Rep. Andy Nuñez said last week, during a nighttime hearing on reinstating the death penalty, that it was OK for Republicans to hold a hearing that essentially excluded the public because Democrats had done the same in the past.
“When I was in the majority on that side, nothing different happened than is happening now,” Nuñez, R-Hatch, who used to be a Democrat, told House Speaker Don Tripp. “I support your decision [to hold the hearing at night] because we need to do the same thing.”
That statement caught the attention of Heather Ferguson, the legislative director for the good-government group Common Cause New Mexico. She said Nuñez’s logic is “nonsense.”
Voter turnout is dismal. Polling done for Common Cause reveals that trust in government is too, Ferguson said. Justifying a hearing that effectively shuts the public out of the legislative process because the other side has done the same is exactly why trust and turnout are poor, she said.
“Frankly, many of those voters are parents, and we teach our children that two wrongs do not make a right,” Ferguson said.
When Tripp brought up the death penalty bill shortly before 1 a.m. on Oct. 6, 19 of the House’s 33 Democrats spoke in protest of the hearing. Minority Leader Brian Egolf, D-Santa Fe, told Tripp, R-Socorro, that the hearing “sends a terrible, terrible message to the citizens of New Mexico — that they can wake up to huge changes in public policy without anybody knowing what happened.”
Only Nuñez spoke in defense of the hearing, which continued as Tripp planned after Democrats were done protesting. The House passed the death penalty bill shortly before 6 a.m. The bill later died because the Senate refused to consider it during a session focused on the budget crisis.
Ferguson wasn’t the only activist to blast Republicans, who control the House’s agenda. Susan Boe, executive director of the N.M. Foundation for Open Government, said the death penalty hearing “violates the spirit of transparency.”
“As a practical matter, this meant the public could not participate or even witness deliberations by its elected officials,” Boe said. “Capital punishment is too important an issue to be determined outside of public view.”
The comments from Ferguson and Boe add to the firestorm of criticism of the way House Republicans handled the death penalty legislation.

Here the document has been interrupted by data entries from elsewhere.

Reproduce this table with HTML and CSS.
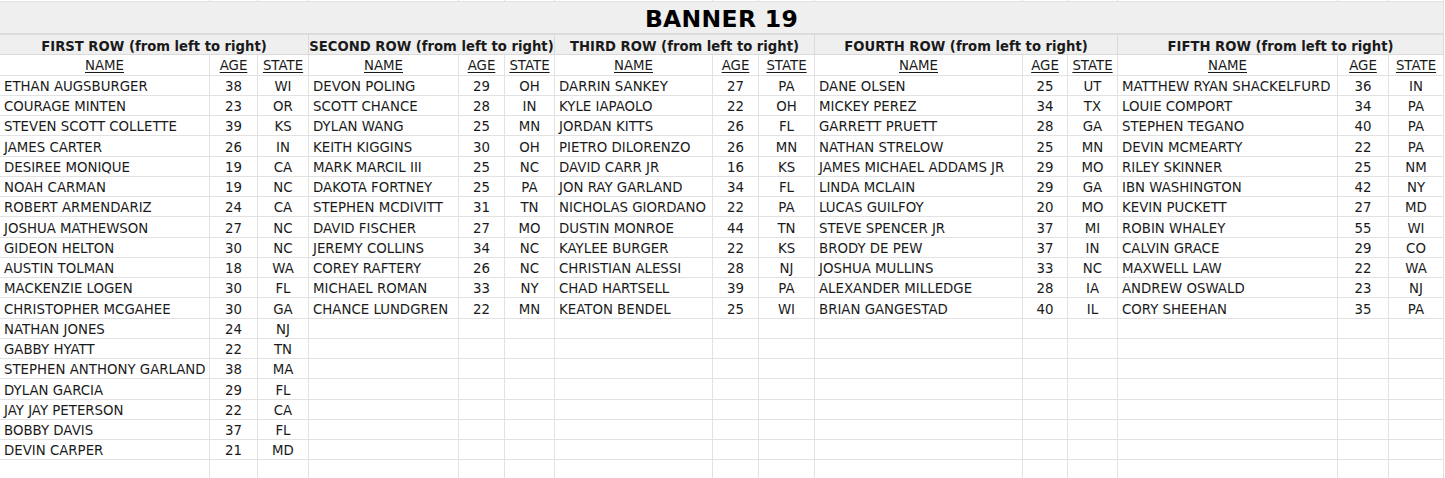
FILE: index.html
```html
<!DOCTYPE html>
<html>
<head>
<meta charset="utf-8">
<link rel="stylesheet" href="styles.css">
</head>
<body>
<div class="sheet">
<div class="c"></div><div class="c"></div><div class="c"></div><div class="c"></div><div class="c"></div><div class="c"></div><div class="c"></div><div class="c"></div><div class="c"></div><div class="c"></div><div class="c"></div><div class="c"></div><div class="c"></div><div class="c"></div><div class="c"></div>
<div class="c title">BANNER 19</div>
<div class="c head">FIRST ROW (from left to right)</div>
<div class="c head">SECOND ROW (from left to right)</div>
<div class="c head">THIRD ROW (from left to right)</div>
<div class="c head">FOURTH ROW (from left to right)</div>
<div class="c head">FIFTH ROW (from left to right)</div>
<div class="c sub"><u>NAME</u></div><div class="c sub"><u>AGE</u></div><div class="c sub"><u>STATE</u></div>
<div class="c sub"><u>NAME</u></div><div class="c sub"><u>AGE</u></div><div class="c sub"><u>STATE</u></div>
<div class="c sub"><u>NAME</u></div><div class="c sub"><u>AGE</u></div><div class="c sub"><u>STATE</u></div>
<div class="c sub"><u>NAME</u></div><div class="c sub"><u>AGE</u></div><div class="c sub"><u>STATE</u></div>
<div class="c sub"><u>NAME</u></div><div class="c sub"><u>AGE</u></div><div class="c sub"><u>STATE</u></div>

<div class="c n">ETHAN AUGSBURGER</div><div class="c v">38</div><div class="c v">WI</div>
<div class="c n">DEVON POLING</div><div class="c v">29</div><div class="c v">OH</div>
<div class="c n">DARRIN SANKEY</div><div class="c v">27</div><div class="c v">PA</div>
<div class="c n">DANE OLSEN</div><div class="c v">25</div><div class="c v">UT</div>
<div class="c n">MATTHEW RYAN SHACKELFURD</div><div class="c v">36</div><div class="c v">IN</div>

<div class="c n">COURAGE MINTEN</div><div class="c v">23</div><div class="c v">OR</div>
<div class="c n">SCOTT CHANCE</div><div class="c v">28</div><div class="c v">IN</div>
<div class="c n">KYLE IAPAOLO</div><div class="c v">22</div><div class="c v">OH</div>
<div class="c n">MICKEY PEREZ</div><div class="c v">34</div><div class="c v">TX</div>
<div class="c n">LOUIE COMPORT</div><div class="c v">34</div><div class="c v">PA</div>

<div class="c n">STEVEN SCOTT COLLETTE</div><div class="c v">39</div><div class="c v">KS</div>
<div class="c n">DYLAN WANG</div><div class="c v">25</div><div class="c v">MN</div>
<div class="c n">JORDAN KITTS</div><div class="c v">26</div><div class="c v">FL</div>
<div class="c n">GARRETT PRUETT</div><div class="c v">28</div><div class="c v">GA</div>
<div class="c n">STEPHEN TEGANO</div><div class="c v">40</div><div class="c v">PA</div>

<div class="c n">JAMES CARTER</div><div class="c v">26</div><div class="c v">IN</div>
<div class="c n">KEITH KIGGINS</div><div class="c v">30</div><div class="c v">OH</div>
<div class="c n">PIETRO DILORENZO</div><div class="c v">26</div><div class="c v">MN</div>
<div class="c n">NATHAN STRELOW</div><div class="c v">25</div><div class="c v">MN</div>
<div class="c n">DEVIN MCMEARTY</div><div class="c v">22</div><div class="c v">PA</div>

<div class="c n">DESIREE MONIQUE</div><div class="c v">19</div><div class="c v">CA</div>
<div class="c n">MARK MARCIL III</div><div class="c v">25</div><div class="c v">NC</div>
<div class="c n">DAVID CARR JR</div><div class="c v">16</div><div class="c v">KS</div>
<div class="c n">JAMES MICHAEL ADDAMS JR</div><div class="c v">29</div><div class="c v">MO</div>
<div class="c n">RILEY SKINNER</div><div class="c v">25</div><div class="c v">NM</div>

<div class="c n">NOAH CARMAN</div><div class="c v">19</div><div class="c v">NC</div>
<div class="c n">DAKOTA FORTNEY</div><div class="c v">25</div><div class="c v">PA</div>
<div class="c n">JON RAY GARLAND</div><div class="c v">34</div><div class="c v">FL</div>
<div class="c n">LINDA MCLAIN</div><div class="c v">29</div><div class="c v">GA</div>
<div class="c n">IBN WASHINGTON</div><div class="c v">42</div><div class="c v">NY</div>

<div class="c n">ROBERT ARMENDARIZ</div><div class="c v">24</div><div class="c v">CA</div>
<div class="c n">STEPHEN MCDIVITT</div><div class="c v">31</div><div class="c v">TN</div>
<div class="c n">NICHOLAS GIORDANO</div><div class="c v">22</div><div class="c v">PA</div>
<div class="c n">LUCAS GUILFOY</div><div class="c v">20</div><div class="c v">MO</div>
<div class="c n">KEVIN PUCKETT</div><div class="c v">27</div><div class="c v">MD</div>

<div class="c n">JOSHUA MATHEWSON</div><div class="c v">27</div><div class="c v">NC</div>
<div class="c n">DAVID FISCHER</div><div class="c v">27</div><div class="c v">MO</div>
<div class="c n">DUSTIN MONROE</div><div class="c v">44</div><div class="c v">TN</div>
<div class="c n">STEVE SPENCER JR</div><div class="c v">37</div><div class="c v">MI</div>
<div class="c n">ROBIN WHALEY</div><div class="c v">55</div><div class="c v">WI</div>

<div class="c n">GIDEON HELTON</div><div class="c v">30</div><div class="c v">NC</div>
<div class="c n">JEREMY COLLINS</div><div class="c v">34</div><div class="c v">NC</div>
<div class="c n">KAYLEE BURGER</div><div class="c v">22</div><div class="c v">KS</div>
<div class="c n">BRODY DE PEW</div><div class="c v">37</div><div class="c v">IN</div>
<div class="c n">CALVIN GRACE</div><div class="c v">29</div><div class="c v">CO</div>

<div class="c n">AUSTIN TOLMAN</div><div class="c v">18</div><div class="c v">WA</div>
<div class="c n">COREY RAFTERY</div><div class="c v">26</div><div class="c v">NC</div>
<div class="c n">CHRISTIAN ALESSI</div><div class="c v">28</div><div class="c v">NJ</div>
<div class="c n">JOSHUA MULLINS</div><div class="c v">33</div><div class="c v">NC</div>
<div class="c n">MAXWELL LAW</div><div class="c v">22</div><div class="c v">WA</div>

<div class="c n">MACKENZIE LOGEN</div><div class="c v">30</div><div class="c v">FL</div>
<div class="c n">MICHAEL ROMAN</div><div class="c v">33</div><div class="c v">NY</div>
<div class="c n">CHAD HARTSELL</div><div class="c v">39</div><div class="c v">PA</div>
<div class="c n">ALEXANDER MILLEDGE</div><div class="c v">28</div><div class="c v">IA</div>
<div class="c n">ANDREW OSWALD</div><div class="c v">23</div><div class="c v">NJ</div>

<div class="c n">CHRISTOPHER MCGAHEE</div><div class="c v">30</div><div class="c v">GA</div>
<div class="c n">CHANCE LUNDGREN</div><div class="c v">22</div><div class="c v">MN</div>
<div class="c n">KEATON BENDEL</div><div class="c v">25</div><div class="c v">WI</div>
<div class="c n">BRIAN GANGESTAD</div><div class="c v">40</div><div class="c v">IL</div>
<div class="c n">CORY SHEEHAN</div><div class="c v">35</div><div class="c v">PA</div>

<div class="c n">NATHAN JONES</div><div class="c v">24</div><div class="c v">NJ</div>
<div class="c"></div><div class="c"></div><div class="c"></div><div class="c"></div><div class="c"></div><div class="c"></div><div class="c"></div><div class="c"></div><div class="c"></div><div class="c"></div><div class="c"></div><div class="c"></div>

<div class="c n">GABBY HYATT</div><div class="c v">22</div><div class="c v">TN</div>
<div class="c"></div><div class="c"></div><div class="c"></div><div class="c"></div><div class="c"></div><div class="c"></div><div class="c"></div><div class="c"></div><div class="c"></div><div class="c"></div><div class="c"></div><div class="c"></div>

<div class="c n">STEPHEN ANTHONY GARLAND</div><div class="c v">38</div><div class="c v">MA</div>
<div class="c"></div><div class="c"></div><div class="c"></div><div class="c"></div><div class="c"></div><div class="c"></div><div class="c"></div><div class="c"></div><div class="c"></div><div class="c"></div><div class="c"></div><div class="c"></div>

<div class="c n">DYLAN GARCIA</div><div class="c v">29</div><div class="c v">FL</div>
<div class="c"></div><div class="c"></div><div class="c"></div><div class="c"></div><div class="c"></div><div class="c"></div><div class="c"></div><div class="c"></div><div class="c"></div><div class="c"></div><div class="c"></div><div class="c"></div>

<div class="c n">JAY JAY PETERSON</div><div class="c v">22</div><div class="c v">CA</div>
<div class="c"></div><div class="c"></div><div class="c"></div><div class="c"></div><div class="c"></div><div class="c"></div><div class="c"></div><div class="c"></div><div class="c"></div><div class="c"></div><div class="c"></div><div class="c"></div>

<div class="c n">BOBBY DAVIS</div><div class="c v">37</div><div class="c v">FL</div>
<div class="c"></div><div class="c"></div><div class="c"></div><div class="c"></div><div class="c"></div><div class="c"></div><div class="c"></div><div class="c"></div><div class="c"></div><div class="c"></div><div class="c"></div><div class="c"></div>

<div class="c n">DEVIN CARPER</div><div class="c v">21</div><div class="c v">MD</div>
<div class="c"></div><div class="c"></div><div class="c"></div><div class="c"></div><div class="c"></div><div class="c"></div><div class="c"></div><div class="c"></div><div class="c"></div><div class="c"></div><div class="c"></div><div class="c"></div>

<div class="c"></div><div class="c"></div><div class="c"></div><div class="c"></div><div class="c"></div><div class="c"></div><div class="c"></div><div class="c"></div><div class="c"></div><div class="c"></div><div class="c"></div><div class="c"></div><div class="c"></div><div class="c"></div><div class="c"></div>
</div>
</body>
</html>
```
FILE: styles.css
```css
html, body {
  margin: 0;
  padding: 0;
  background: #ffffff;
  overflow: hidden;
}

.sheet {
  display: grid;
  width: 1445px;
  grid-template-columns: 210px 48px 51px 150px 46px 50px 158px 46px 56px 208px 45px 50px 220px 51px 55px;
  grid-template-rows: 2px 33px 20px 20.7px repeat(19, 20.25px) 20px;
  font-family: "DejaVu Sans", Verdana, sans-serif;
  font-size: 13.33px;
  color: #1a1a1a;
}

.c {
  box-sizing: border-box;
  border-right: 1px solid #e2e2e2;
  border-bottom: 1px solid #e2e2e2;
  display: flex;
  align-items: center;
  white-space: nowrap;
  overflow: hidden;
  min-width: 0;
  min-height: 0;
}

.title {
  grid-column: 1 / -1;
  justify-content: center;
  background: #efefef;
  font-weight: bold;
  font-size: 23.5px;
  color: #000;
  letter-spacing: 0.3px;
  border-bottom: 2px solid #dcdcdc;
  padding-top: 3px;
}

.head {
  grid-column: span 3;
  justify-content: center;
  background: #efefef;
  font-weight: bold;
  font-size: 13.2px;
  border-right-color: #dadada;
  border-bottom-color: #dadada;
  padding-top: 3px;
}

.sub {
  justify-content: center;
  padding-top: 2px;
}

.sub u {
  text-decoration-thickness: 1px;
  text-underline-offset: 2px;
}

.n {
  padding-left: 4px;
  padding-top: 2px;
}

.v {
  justify-content: center;
  padding-top: 2px;
}
```
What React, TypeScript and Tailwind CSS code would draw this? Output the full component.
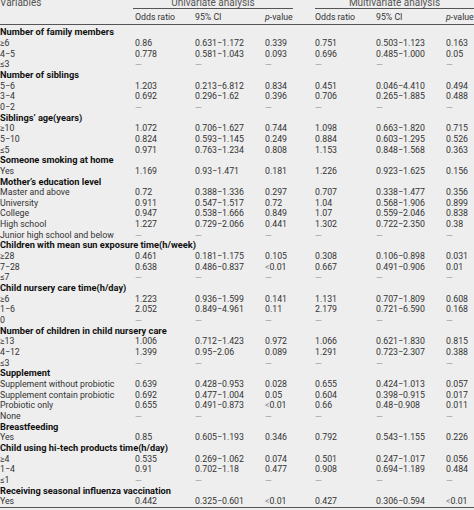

The hearing was the third during that special session on the high-profile, controversial legislation to be held after dark and with little or no notice to the public.
Walt Rubel, the editorial page editor for the Las Cruces Sun-News, responded to Nuñez’s comments with sarcasm. “That’s right. Shady government should be met with more shady government,” Rubel wrote.
The Santa Fe New Mexican weighed in too.
“Political polls might show support for the death penalty,” the newspaper wrote in an editorial. “But voters also want a say in important legislation. They want laws that are thoughtful and deliberate, not legislation passed without thought or consideration. Most of all, voters know when they are being hoodwinked.”
The process matters, Ferguson and Boe said.
“Democracy is the process we honor and follow in making decisions,” Boe said. “New Mexico lawmakers violated that process.”
Ferguson agreed with Nuñez that Democrats have also, in past years when they controlled the House, pulled their share of political stunts that excluded people from the process.
“Just because it has been happening in the past does not mean it should continue,” she said. “I think this is an opportunity for New Mexico to evolve.”
Common Cause’s polling shows that people want greater transparency and disclosure and more participation in the legislative process. Those issues, Ferguson said, “are critical to getting their vote and putting you in office.”
“We hear over and over that they do not trust the people that they put in office,” Ferguson said.
Every state legislative seat is up for grabs in the Nov. 8 election. Early voting started Tuesday. Republicans and Democrats are locked in a tough battle for control of the House, which Republicans currently hold by a narrow margin.
Ferguson said now should be the time to act transparently.
“On the eve of an election, now is the time to try to rebuild some public trust, not further destroy it,” she said.